Given another (optmistically speaking) ten years, Romania will be full of kitchy hotels, devilish tourism regulations, corporate/chain owners, unrealistic rustification, and overpriced pseudo rural experiences, with all the tax euros from these enterprises ending up in the government coffers to be wasted, stolen, or spent on things the population don’t want.
For the moment, I love Romania as it is: hard to discover, but rewarding when you do. Middle-class Guardian readers will just have to wait a few more years for their molly-coddled poverty tourism package holidays.
But as I said at the beginning, I’m incredibly selfish.
I visited the restaurant half way up the ski slopes in Sinaia (a Romanian leading resort) with five friends and we thought we would have breakfast. The moody waitress dropped three menus on the table, I said we would keep it simple and ordered 6 coffees and 6 simple omelettes. With deep sigh of disapproval the waitress stated “we have eggs, but we don’t do omelettes” !! We left.
However on our way out I noticed in the toilets the toilet paper holder was on the outside of the cubical, so it was necessary to calculate how much was required if you were brave enough to go in.
Romanians may accept these types of facilities, but most tourist will only get caught once and tell 10 people about the deplorable conditions and service.
I have been well acquainted with Romania for 16+ years and what I fail to understand is why don’t most Romanian’s respect their own country, as it’s beauty could be second to none.
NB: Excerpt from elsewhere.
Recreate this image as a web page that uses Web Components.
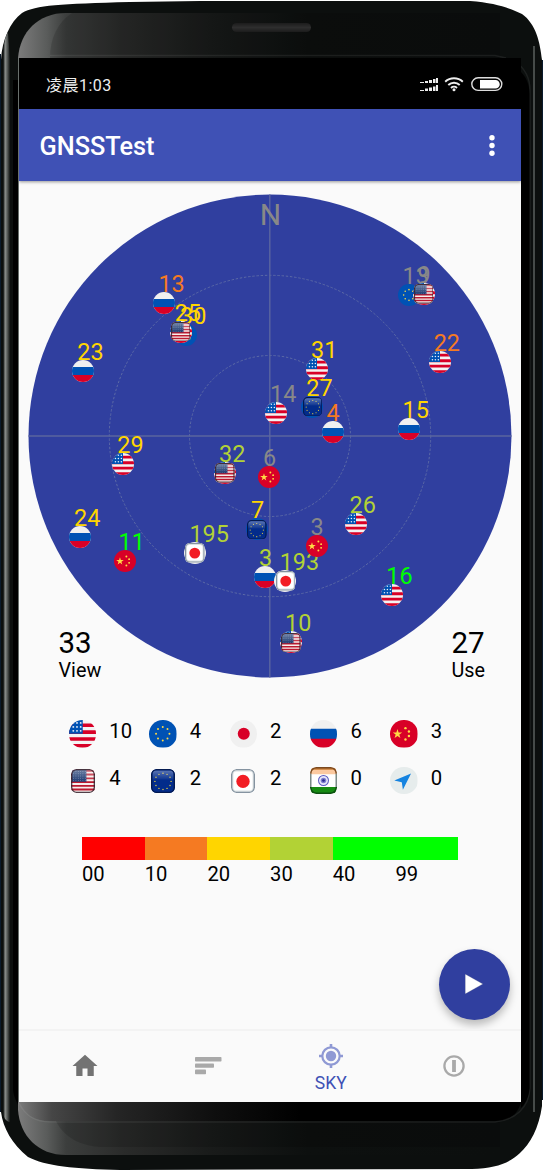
<!DOCTYPE html>
<html lang="zh">
<head>
<meta charset="utf-8">
<title>GNSSTest</title>
<style>
body{margin:0;background:#fff;font-family:Roboto,"Noto Sans CJK SC",sans-serif;color:#000}
</style>
</head>
<body>
<phone-frame>
  <status-bar>凌晨1:03</status-bar>
  <app-bar>GNSSTest</app-bar>
  <sky-view></sky-view>
  <constellation-legend></constellation-legend>
  <signal-scale></signal-scale>
  <play-button></play-button>
  <bottom-nav></bottom-nav>
</phone-frame>
<script>
const define = (name, html) => customElements.define(name, class extends HTMLElement {
  connectedCallback() {
    if (this.shadowRoot) return;
    this.attachShadow({mode: 'open'}).innerHTML = typeof html === 'function' ? html(this) : html;
  }
});

/* ---------- flags, 32 x 32 box ---------- */
const stars = (cx, cy, r, n, s, fill) => Array.from({length: n}, (_, i) => {
  const a = i * 2 * Math.PI / n;
  return `<circle cx="${(cx + r * Math.sin(a)).toFixed(2)}" cy="${(cy - r * Math.cos(a)).toFixed(2)}" r="${s}" fill="${fill}"/>`;
}).join('');
const grid = (x0, y0, dx, dy, c, r, s, o2 = 1) => {
  let o = '';
  for (let j = 0; j < r; j++) for (let i = 0; i < c; i++) o += `<circle cx="${x0 + i * dx}" cy="${y0 + j * dy}" r="${s}" fill="#e8eef8" fill-opacity="${o2}"/>`;
  return o;
};
const gloss = `<defs><linearGradient id="g" x1="0" y1="0" x2="0" y2="1"><stop offset="0" stop-color="#fff" stop-opacity=".38"/><stop offset="1" stop-color="#fff" stop-opacity=".05"/></linearGradient></defs>`;
const FLAGS = {
  us: `<rect width="32" height="32" fill="#f3f2f2"/><path fill="#d80027" d="M0 4h32v4H0zM0 12h32v4.200H0zM0 20h32v4H0zM0 28h32v4H0z"/><path fill="#0052b4" d="M0 0h16v16H0z"/>${grid(5, 3.4, 4.3, 4.6, 3, 3, 1.1)}`,
  eu: `<rect width="32" height="32" fill="#0052b4"/>${stars(16, 16, 7.8, 8, 1.15, '#ffda44')}`,
  jp: `<rect width="32" height="32" fill="#f0f0f0"/><circle cx="16" cy="16" r="7" fill="#d80027"/>`,
  ru: `<rect width="32" height="32" fill="#f0f0f0"/><path fill="#0052b4" d="M0 10.300h32v12H0z"/><path fill="#d80027" d="M0 21.700h32V32H0z"/>`,
  cn: `<rect width="32" height="32" fill="#d80027"/><path fill="#ffda44" d="M8.700 10.500l1.300 4h4.200l-3.400 2.500 1.300 4-3.400-2.500-3.400 2.500 1.300-4-3.400-2.500h4.200z"/><g fill="#ffda44"><circle cx="18" cy="9.500" r="1.400"/><circle cx="22" cy="13.300" r="1.400"/><circle cx="22" cy="18.700" r="1.400"/><circle cx="18" cy="22.600" r="1.400"/></g>`,
  nav: `<rect width="32" height="32" fill="#e6ecec"/><path fill="#1583e0" d="M24.500 7.500L5 15.800l8.700 1.800 1.300 9z"/>`,
  ussq: `${gloss}<g><rect width="32" height="32" rx="7" fill="#f6eeec"/><path fill="#bb1a30" d="M1 1h30v2.600H1zM0 6.100h32v2.500H0zM0 11.200h32v2.500H0zM0 16.200h32v2.500H0zM0 21.200h32v2.500H0zM0 26h32v2.500H0z"/><path fill="#16346d" d="M1 1h19.500v16H1z"/>${grid(3.5, 3.3, 3.1, 3, 6, 5, .6, .55)}<path fill="url(#g)" d="M1 1h30v15H1z"/><rect x=".9" y=".9" width="30.200" height="30.200" rx="6.500" fill="none" stroke="#33202c" stroke-opacity=".85" stroke-width="1.800"/></g>`,
  eusq: `${gloss}<rect width="32" height="32" rx="7" fill="#032c8b"/>${stars(16, 16.5, 10.8, 12, .95, '#e6cf3c')}<path fill="url(#g)" d="M2 2h28v12H2z" opacity=".9"/><rect x=".9" y=".9" width="30.200" height="30.200" rx="6.500" fill="none" stroke="#041a50" stroke-width="1.800"/>`,
  jpsq: `<rect width="32" height="32" rx="7" fill="#fff"/><circle cx="16" cy="16.500" r="8.900" fill="#f21d24"/><rect x="2.200" y="2.200" width="27.600" height="27.600" rx="5.500" fill="none" stroke="#dce2e4" stroke-width="2"/><rect x=".9" y=".9" width="30.200" height="30.200" rx="6.500" fill="none" stroke="#8593a0" stroke-width="1.800"/>`,
  insq: `<rect width="32" height="32" rx="7" fill="#fff"/><path fill="#fbc9a0" d="M1 1h30v7.500H1z"/><path fill="#168a12" d="M1 23.800h30V31H1z"/><path fill="#c97b35" d="M1 1h30v2.200H1z"/><circle cx="16" cy="16" r="5.900" fill="#e8e8fa" stroke="#5a5ac0" stroke-width="1.200"/><circle cx="16" cy="16" r="3.300" fill="#8080d0"/><circle cx="16" cy="16" r="1.600" fill="#28288c"/><path d="M.9 8V7.400A6.500 6.500 0 0 1 7.400.9h17.200a6.500 6.500 0 0 1 6.500 6.500V8" fill="none" stroke="#7b4a20" stroke-width="1.800"/><path d="M.9 8v16M31.100 8v16" stroke="#7b8b88" stroke-width="1.800"/><path d="M.9 23.800v.8a6.500 6.500 0 0 0 6.500 6.500h17.200a6.500 6.500 0 0 0 6.500-6.500v-.8" fill="none" stroke="#0d4f10" stroke-width="1.800"/>`
};
define('flag-icon', el => {
  const k = el.getAttribute('kind'), sq = k.endsWith('sq');
  return `<style>:host{display:block;width:var(--size,22px);height:var(--size,22px);flex:none}
  svg{display:block;width:100%;height:100%;border-radius:${sq ? '22%' : '50%'};overflow:hidden}</style>
  <svg viewBox="0 0 32 32">${FLAGS[k]}</svg>`;
});

/* ---------- device body ---------- */
define('phone-frame', `<style>
:host{display:block;position:relative;box-sizing:border-box;width:543px;height:1170px;padding:58px 22px 68px 19px}
.body{position:absolute;left:0;top:0}
.screen{position:relative;display:flex;flex-direction:column;height:1044px;background:#fafafa;overflow:hidden}
</style>
<svg class="body" width="543" height="1170" viewBox="0 0 543 1170">
<defs>
<linearGradient id="a" gradientUnits="userSpaceOnUse" x1="18" y1="0" x2="500" y2="0"><stop offset="0" stop-color="#7c7c7c"/><stop offset=".06" stop-color="#5a5c5b"/><stop offset=".1" stop-color="#3c3e3d"/><stop offset=".22" stop-color="#2a2b2a"/><stop offset=".4" stop-color="#191b1a"/><stop offset=".6" stop-color="#0d100f"/><stop offset="1" stop-color="#0c0f0e"/></linearGradient>
<linearGradient id="b" gradientUnits="userSpaceOnUse" x1="18" y1="0" x2="300" y2="0"><stop offset="0" stop-color="#7c7c7c"/><stop offset=".12" stop-color="#464646"/><stop offset=".35" stop-color="#252525"/><stop offset=".7" stop-color="#0e0e0e"/><stop offset="1" stop-color="#000"/></linearGradient>
<linearGradient id="c" gradientUnits="userSpaceOnUse" x1="2" y1="0" x2="10" y2="0"><stop offset="0" stop-color="#0c0f0e"/><stop offset=".15" stop-color="#0c0f0e"/><stop offset=".4" stop-color="#8b8f8d"/><stop offset=".65" stop-color="#5a5e5c"/><stop offset="1" stop-color="#111413"/></linearGradient>
<linearGradient id="e" x1="0" y1="0" x2="0" y2="1"><stop offset="0" stop-color="#1c1c1c"/><stop offset=".5" stop-color="#2e2e2e"/><stop offset="1" stop-color="#1c1c1c"/></linearGradient>
</defs>
<path fill="#0c0f0e" d="M1 1112V60C2 40 10 22 22 13C36 5 60 4 130 2L200 1H470C496 3 509 8 522 14C536 24 540 42 542 60V1106C539 1128 530 1144 520 1153C508 1164 495 1168 472 1169L120 1170C75 1169 45 1166 28 1157C12 1144 3 1128 1 1112Z"/>
<path fill="#0a1a2c" d="M0 54h1v1058H0zM542 60h1v1040h-1z"/>
<path fill="url(#c)" d="M2 1110V58C3 44 6 35 8 32L10 60V1122C6 1122 3 1117 2 1110Z"/>
<path fill="url(#a)" d="M18 1102V58C20 32 38 13 66 13H500V1155H66C38 1155 20 1136 18 1110Z"/>
<path fill="#000" fill-opacity=".14" d="M50 58C50 38 58 22 72 13H500V58ZM50 1102C54 1128 70 1145 100 1147H500V1102Z"/>
<path fill="url(#b)" d="M18 1102H521C518 1115 508 1121 495 1121H50C34 1121 24 1114 18 1102Z"/>
<path fill="none" stroke="#fff" stroke-opacity=".07" stroke-width="1.500" d="M19 1103C26 1117 36 1122 50 1122H495C515 1120 529 1108 530 1088V90C530 76 523 67 515 61M50 55.500H495L506 58"/>
<path fill="#000" d="M13 80H18V1105C15 1098 13 1094 13 1088ZM521 72C526 77 529.500 84 529.500 94V1088C529 1096 526 1103 521 1108Z"/>
<path fill="#69706d" d="M18 58h1v1044h-1z"/>
<path stroke="#6f7472" stroke-width="1.200" fill="none" d="M534 46V1112"/>
<rect x="232" y="23" width="79" height="9" rx="4.500" fill="url(#e)"/>
</svg>
<div class="screen"><slot></slot></div>`);

define('status-bar', `<style>
:host{display:flex;align-items:center;justify-content:space-between;height:51px;flex:none;box-sizing:border-box;padding:5px 18px 0 27px;background:#000;color:#eee;font:16px/22px Roboto,"Noto Sans CJK SC",sans-serif;letter-spacing:.5px}
svg{display:block;transform:translateY(-2px)}
</style><slot></slot>
<svg width="84" height="16" viewBox="0 0 84 16" fill="#eee">
<path d="M1 6h4v1H1zM6 5h3v2H6zM10 4h3v3h-3zM14 3h2.500v4H14zM17 2h2v5h-2zM1 14h4v1H1zM6 12.500h3V15H6zM10 11.500h3V15h-3zM14 10.500h2.500V15H14zM17 9h2v6h-2z"/>
<g fill="none" stroke="#eee" stroke-width="1.900"><path d="M26.200 5.700a12.800 12.800 0 0 1 17.600 0M29.300 9a8.200 8.200 0 0 1 11.400 0M32 12a4.400 4.400 0 0 1 6 0"/></g><circle cx="35" cy="13.700" r="1.500"/>
<rect x="52.800" y="1.800" width="30" height="12.600" rx="6.300" fill="none" stroke="#ddd" stroke-width="1.400"/><path fill="#fff" d="M61 4h15.500a4.200 4.200 0 0 1 0 8.500H61z"/>
</svg>`);

define('app-bar', `<style>
:host{display:flex;align-items:center;justify-content:space-between;height:72px;flex:none;box-sizing:border-box;padding:3px 25px 0 20.500px;background:#3f51b5;box-shadow:0 1px 3px rgba(0,0,0,.4);color:#fff;font-weight:500;font-size:25.300px;z-index:1}
svg{display:block;transform:translateY(-1.500px)}
</style><slot></slot><svg width="8" height="24" viewBox="0 0 8 24" fill="#fff"><circle cx="4" cy="4.300" r="2.700"/><circle cx="4" cy="12" r="2.700"/><circle cx="4" cy="19.700" r="2.700"/></svg>`);

/* ---------- sky plot ---------- */
define('sat-marker', el => {
  const k = el.getAttribute('kind'), base = {ussq: 'us', eusq: 'eu', jpsq: 'jp'}[k];
  return `<style>
:host{display:block;position:absolute;width:22px;height:22px}
span{position:absolute;left:var(--dx,4px);top:-20px;font-size:23.400px;line-height:24px;white-space:nowrap}
div{position:relative;display:grid;place-items:center;width:22px;height:22px}
flag-icon{grid-area:1/1}
.top{--size:19.500px}
</style><span><slot></slot></span><div>${base ? `<flag-icon kind="${base}"></flag-icon><flag-icon class="top" kind="${k}"></flag-icon>` : `<flag-icon kind="${k}"></flag-icon>`}</div>`;
});
const O = '#f57a22', Y = '#ffd500', L = '#b2d235', G = '#00ff00', D = '#888888';
const SATS = [
  ['ru', 164.4, 302.7, '13', O], ['eu', 186, 334.5, '30', Y], ['ussq', 180.7, 331.5, '25', Y], ['ru', 83.3, 370.7, '23', Y],
  ['us', 123.3, 463.7, '29', Y], ['ru', 80, 536.5, '24', Y], ['cn', 124.5, 560.5, '11', G],
  ['ussq', 225, 473, '32', L], ['cn', 269, 476.7, '6', D], ['eusq', 257, 529.3, '7', Y], ['ru', 265, 577, '3', L],
  ['eu', 408.5, 294.8, '13', D], ['ussq', 423.5, 294, '9', D], ['us', 439.7, 362.3, '22', O], ['us', 317, 369, '31', Y],
  ['us', 276, 412.5, '14', D], ['eusq', 312.3, 406.7, '27', Y], ['ru', 332.5, 432, '4', O], ['ru', 408.5, 428.5, '15', Y],
  ['us', 355.5, 524, '26', L], ['jpsq', 195, 553.2, '195', L], ['jpsq', 285.3, 581, '193', L], ['cn', 316.5, 545.5, '3', D],
  ['us', 392.3, 594.5, '16', G], ['ussq', 291, 642.3, '10', L]
];
define('sky-count', `<style>
:host{display:block}
b{display:block;font-weight:400;font-size:29.500px;line-height:31px}
small{display:block;font-size:19.800px;line-height:24px}
</style><b><slot name="n"></slot></b><small><slot></slot></small>`);
define('sky-view', `<style>
:host{display:grid;flex:none;height:502px}
.plot,.counts{grid-area:1/1}
.plot{position:relative;width:502px;height:502px}
.plot>svg{display:block}
.counts{position:relative;display:flex;justify-content:space-between;align-items:flex-end;padding:0 36px 0 39.500px}
</style>
<div class="plot"><svg width="502" height="502" viewBox="19 181 502 502">
<circle cx="270" cy="436" r="241.500" fill="#303f9f"/>
<g fill="none" stroke="#5c6aa6" stroke-width="1" stroke-dasharray="2.400 1.800"><circle cx="270" cy="436" r="160.700"/><circle cx="270" cy="436" r="80.500"/></g>
<path stroke="#5a659f" stroke-width="1.400" d="M28.500 436H511.500M269.800 194.500V677.500"/>
<text x="270.500" y="225" font-size="30" text-anchor="middle" fill="#888">N</text></svg>
${SATS.map(([k, x, y, t, c]) => `<sat-marker kind="${k}" style="left:${(x - 30).toFixed(1)}px;top:${(y - 192).toFixed(1)}px;color:${c};--dx:${t.length > 2 ? 5.4 : 5}px">${t}</sat-marker>`).join('')}
</div>
<div class="counts"><sky-count><span slot="n">33</span>View</sky-count><sky-count><span slot="n">27</span>Use</sky-count></div>`);

/* ---------- legend ---------- */
const ROWS = [['us', 10, 'eu', 4, 'jp', 2, 'ru', 6, 'cn', 3], ['ussq', 4, 'eusq', 2, 'jpsq', 2, 'insq', 0, 'nav', 0]];
define('legend-item', el => {
  const k = el.getAttribute('kind'), s = {ussq: 24, eusq: 24, jpsq: 24, insq: 27}[k] || 27.5;
  return `<style>:host{display:flex;height:28px;font-size:20.300px;line-height:22px}
i{display:grid;place-items:center;width:28px;height:28px;margin-right:12.800px}flag-icon{--size:${s}px}</style>
<i><flag-icon kind="${k}"></flag-icon></i><slot></slot>`;
});
define('constellation-legend', `<style>
:host{display:grid;grid-template-columns:repeat(5,80.400px);row-gap:18.500px;flex:none;padding:37px 0 0 49.500px}
</style>${ROWS.map(r => r.map((k, i) => i % 2 ? '' : `<legend-item kind="${k}">${r[i + 1]}</legend-item>`).join('')).join('')}`);

define('signal-scale', `<style>
:host{display:grid;grid-template-columns:repeat(6,62.700px);flex:none;padding:42px 0 0 63px;font-size:20.200px;line-height:24px}
i{height:23px;margin-bottom:2px}
</style>${['#ff0000', O, '#ffd500', '#b2d235', '#00ff00', '#00ff00'].map(c => `<i style="background:${c}"></i>`).join('')}${['00', '10', '20', '30', '40', '99'].map(t => `<span>${t}</span>`).join('')}`);

define('play-button', `<style>
:host{display:grid;place-items:center;align-self:flex-end;flex:none;width:71.500px;height:71.500px;margin:auto 10.800px 9px 0;border-radius:50%;background:#303f9f;box-shadow:0 5px 9px rgba(0,0,0,.26)}
svg{display:block;transform:translateX(-.5px)}
</style><svg width="24" height="24" viewBox="0 0 24 24"><path d="M4 2.500L21 12L4 21.500z" fill="#fff" stroke="#7079a4" stroke-width="1" paint-order="stroke"/></svg>`);

/* ---------- bottom navigation ---------- */
define('nav-tab', `<style>
:host{display:flex;flex-direction:column;align-items:center;justify-content:center;width:123px;height:73px;box-sizing:border-box;font-size:17.500px;line-height:20px;color:#3f51b5}
</style><slot></slot>`);
define('bottom-nav', `<style>
:host{display:flex;justify-content:center;flex:none;height:73px;box-sizing:border-box;padding-right:1.500px;background:#fafafa;box-shadow:inset 0 2px #f3f3f3;position:relative}
svg{display:block}
.sky{padding-top:4px}
</style>
<nav-tab><svg width="30" height="30" viewBox="0 0 24 24"><path fill="#737373" d="M10 20v-6h4v6h5v-8h3L12 3 2 12h3v8z"/></svg></nav-tab>
<nav-tab><svg width="28" height="20" viewBox="0 0 28 20" fill="#a9a9a9"><rect x="1" y="1" width="26.500" height="4.600" rx=".8"/><rect x="1" y="7.400" width="19" height="4.400" rx=".8"/><rect x="1" y="13.600" width="11" height="4.600" rx=".8"/></svg></nav-tab>
<nav-tab class="sky"><svg width="26" height="26" viewBox="0 0 26 26"><g fill="none" stroke="#8f99d4"><circle cx="13" cy="13" r="8.700" stroke-width="2.200"/><path stroke-width="2.600" d="M13 1v4M13 21v4M1 13h4M21 13h4"/></g><circle cx="13" cy="13" r="5.200" fill="#8f99d4"/></svg><span style="margin-top:4px">SKY</span></nav-tab>
<nav-tab><svg width="24" height="24" viewBox="0 0 24 24" fill="none" stroke="#a9a9a9"><circle cx="12" cy="12" r="9.600" stroke-width="2.300"/><path stroke-width="3.800" d="M12 6v12"/></svg></nav-tab>`);
</script>
</body>
</html>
If you stand anywhere and watch people they are forever throwing down cigarette packets, beer cans and plastic the bottles that litter the beautiful countryside. Sadly the forests are being raped.The other disgusting habit I just cannot get my head around is the snorting and spitting in every direction.
In my own small way, I sometimes feel that I care more for Romania as a foreigner than many people. All Romanians should look at themselves and ask how can they take better care of this beautiful country.